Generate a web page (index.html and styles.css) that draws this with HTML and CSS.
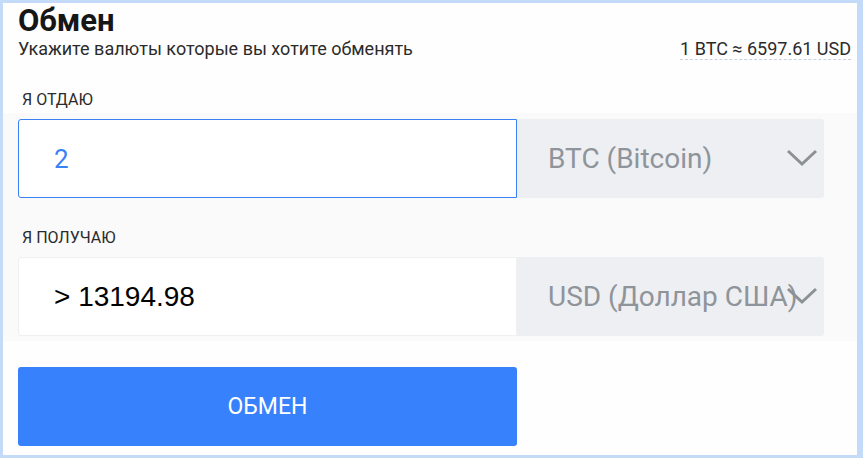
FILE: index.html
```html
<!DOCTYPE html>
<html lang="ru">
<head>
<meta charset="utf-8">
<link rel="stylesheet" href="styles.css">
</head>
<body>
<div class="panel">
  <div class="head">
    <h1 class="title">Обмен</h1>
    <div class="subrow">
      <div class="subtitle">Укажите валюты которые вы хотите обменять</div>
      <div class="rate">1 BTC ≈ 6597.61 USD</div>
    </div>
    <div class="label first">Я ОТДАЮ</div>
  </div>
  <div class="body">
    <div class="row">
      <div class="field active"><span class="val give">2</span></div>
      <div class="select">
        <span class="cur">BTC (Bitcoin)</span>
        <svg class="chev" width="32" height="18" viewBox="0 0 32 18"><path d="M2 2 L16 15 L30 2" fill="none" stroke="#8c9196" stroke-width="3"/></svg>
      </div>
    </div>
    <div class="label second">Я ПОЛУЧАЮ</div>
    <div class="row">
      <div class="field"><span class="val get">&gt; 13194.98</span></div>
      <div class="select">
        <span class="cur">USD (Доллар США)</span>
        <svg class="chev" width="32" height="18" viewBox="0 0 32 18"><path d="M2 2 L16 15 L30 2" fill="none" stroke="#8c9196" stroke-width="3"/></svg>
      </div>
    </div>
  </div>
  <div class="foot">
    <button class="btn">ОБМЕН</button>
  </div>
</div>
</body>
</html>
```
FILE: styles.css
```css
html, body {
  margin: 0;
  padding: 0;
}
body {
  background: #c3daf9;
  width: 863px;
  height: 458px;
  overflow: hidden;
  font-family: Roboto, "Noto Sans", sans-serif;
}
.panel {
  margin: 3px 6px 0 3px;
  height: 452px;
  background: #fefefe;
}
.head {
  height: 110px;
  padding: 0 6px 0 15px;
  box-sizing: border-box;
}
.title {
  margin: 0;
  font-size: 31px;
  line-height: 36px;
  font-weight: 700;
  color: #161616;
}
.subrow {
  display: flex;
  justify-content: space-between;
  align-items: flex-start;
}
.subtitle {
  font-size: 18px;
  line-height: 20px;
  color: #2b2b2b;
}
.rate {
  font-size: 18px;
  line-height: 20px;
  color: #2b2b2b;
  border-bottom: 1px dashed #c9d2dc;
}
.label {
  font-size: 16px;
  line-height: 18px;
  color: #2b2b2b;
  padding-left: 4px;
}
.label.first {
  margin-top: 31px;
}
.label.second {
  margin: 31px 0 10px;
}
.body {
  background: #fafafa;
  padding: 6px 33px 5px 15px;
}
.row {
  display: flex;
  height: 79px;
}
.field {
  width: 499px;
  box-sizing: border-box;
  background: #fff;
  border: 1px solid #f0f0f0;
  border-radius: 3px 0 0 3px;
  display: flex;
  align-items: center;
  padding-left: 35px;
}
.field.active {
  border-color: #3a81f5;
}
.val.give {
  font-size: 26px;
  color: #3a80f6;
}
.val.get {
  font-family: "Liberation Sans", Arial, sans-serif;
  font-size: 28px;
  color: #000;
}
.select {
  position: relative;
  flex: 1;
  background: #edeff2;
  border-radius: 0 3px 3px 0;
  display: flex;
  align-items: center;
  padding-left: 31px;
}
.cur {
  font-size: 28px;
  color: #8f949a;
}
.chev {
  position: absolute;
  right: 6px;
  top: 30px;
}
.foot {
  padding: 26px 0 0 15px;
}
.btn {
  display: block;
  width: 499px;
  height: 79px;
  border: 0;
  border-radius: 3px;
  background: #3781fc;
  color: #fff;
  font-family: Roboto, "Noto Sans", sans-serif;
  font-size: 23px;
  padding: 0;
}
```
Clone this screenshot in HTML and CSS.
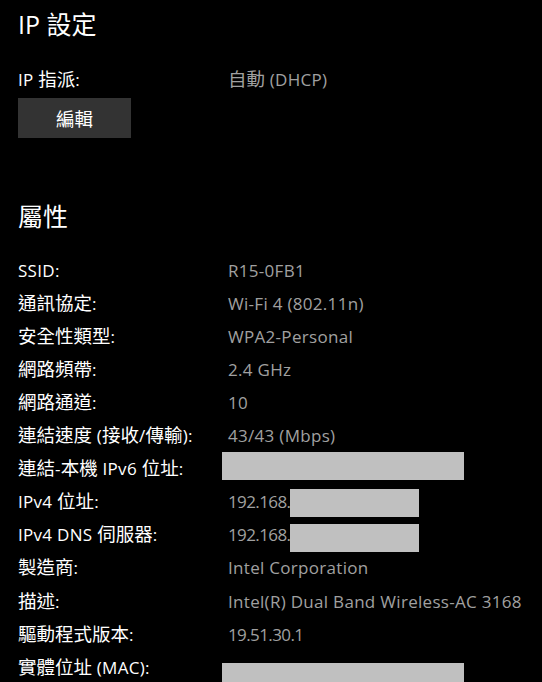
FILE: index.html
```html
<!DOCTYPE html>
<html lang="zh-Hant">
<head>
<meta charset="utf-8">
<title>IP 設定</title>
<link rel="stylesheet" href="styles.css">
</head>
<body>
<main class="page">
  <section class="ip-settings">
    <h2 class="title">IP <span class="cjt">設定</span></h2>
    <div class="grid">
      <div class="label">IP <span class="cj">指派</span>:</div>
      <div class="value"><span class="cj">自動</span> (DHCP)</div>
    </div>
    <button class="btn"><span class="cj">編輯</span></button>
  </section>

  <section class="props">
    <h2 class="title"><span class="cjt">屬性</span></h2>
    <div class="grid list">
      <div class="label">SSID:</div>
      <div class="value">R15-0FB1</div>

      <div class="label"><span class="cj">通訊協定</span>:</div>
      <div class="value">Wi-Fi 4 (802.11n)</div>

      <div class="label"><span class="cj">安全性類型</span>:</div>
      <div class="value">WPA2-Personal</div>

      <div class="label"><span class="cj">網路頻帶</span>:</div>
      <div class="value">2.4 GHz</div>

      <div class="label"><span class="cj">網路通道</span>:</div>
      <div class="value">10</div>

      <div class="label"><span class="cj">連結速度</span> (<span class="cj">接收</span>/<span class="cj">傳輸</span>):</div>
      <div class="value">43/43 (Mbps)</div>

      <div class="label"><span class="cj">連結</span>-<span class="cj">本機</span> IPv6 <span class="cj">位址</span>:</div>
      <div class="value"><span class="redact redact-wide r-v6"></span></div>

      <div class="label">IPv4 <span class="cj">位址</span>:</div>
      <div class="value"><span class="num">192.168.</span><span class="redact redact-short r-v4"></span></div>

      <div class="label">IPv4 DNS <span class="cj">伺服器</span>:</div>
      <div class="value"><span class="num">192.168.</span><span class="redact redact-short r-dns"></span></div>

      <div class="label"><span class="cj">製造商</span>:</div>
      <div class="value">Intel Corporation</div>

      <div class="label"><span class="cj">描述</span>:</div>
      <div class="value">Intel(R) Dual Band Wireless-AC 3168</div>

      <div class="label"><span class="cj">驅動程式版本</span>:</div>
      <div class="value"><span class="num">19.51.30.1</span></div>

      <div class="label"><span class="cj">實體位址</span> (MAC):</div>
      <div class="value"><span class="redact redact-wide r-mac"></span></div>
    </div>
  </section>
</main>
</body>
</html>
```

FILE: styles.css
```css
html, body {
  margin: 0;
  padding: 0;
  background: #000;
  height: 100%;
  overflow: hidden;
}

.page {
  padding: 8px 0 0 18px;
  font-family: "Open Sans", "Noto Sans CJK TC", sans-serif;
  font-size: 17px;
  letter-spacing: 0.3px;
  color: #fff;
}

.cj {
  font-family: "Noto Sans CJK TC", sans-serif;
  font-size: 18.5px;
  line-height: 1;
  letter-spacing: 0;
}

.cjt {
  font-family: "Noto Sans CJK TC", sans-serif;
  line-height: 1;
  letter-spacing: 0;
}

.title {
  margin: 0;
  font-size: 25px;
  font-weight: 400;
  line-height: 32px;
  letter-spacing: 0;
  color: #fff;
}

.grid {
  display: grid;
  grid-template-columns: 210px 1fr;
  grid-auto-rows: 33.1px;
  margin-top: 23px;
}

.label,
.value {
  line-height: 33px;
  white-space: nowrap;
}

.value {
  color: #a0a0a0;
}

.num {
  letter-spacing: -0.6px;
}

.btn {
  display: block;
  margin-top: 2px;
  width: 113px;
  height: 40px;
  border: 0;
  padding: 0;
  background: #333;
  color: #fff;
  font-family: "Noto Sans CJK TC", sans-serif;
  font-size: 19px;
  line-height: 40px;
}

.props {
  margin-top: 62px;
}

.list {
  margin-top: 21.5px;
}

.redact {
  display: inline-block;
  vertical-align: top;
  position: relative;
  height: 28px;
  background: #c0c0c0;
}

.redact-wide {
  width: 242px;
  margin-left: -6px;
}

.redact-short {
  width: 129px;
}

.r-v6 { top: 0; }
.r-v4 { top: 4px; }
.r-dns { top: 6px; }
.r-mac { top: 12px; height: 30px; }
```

= WHAT TO PRODUCE =
Count each line of the entries that holds the word "this", then state the total and nothing more.

= SOLUTION BELOW =
2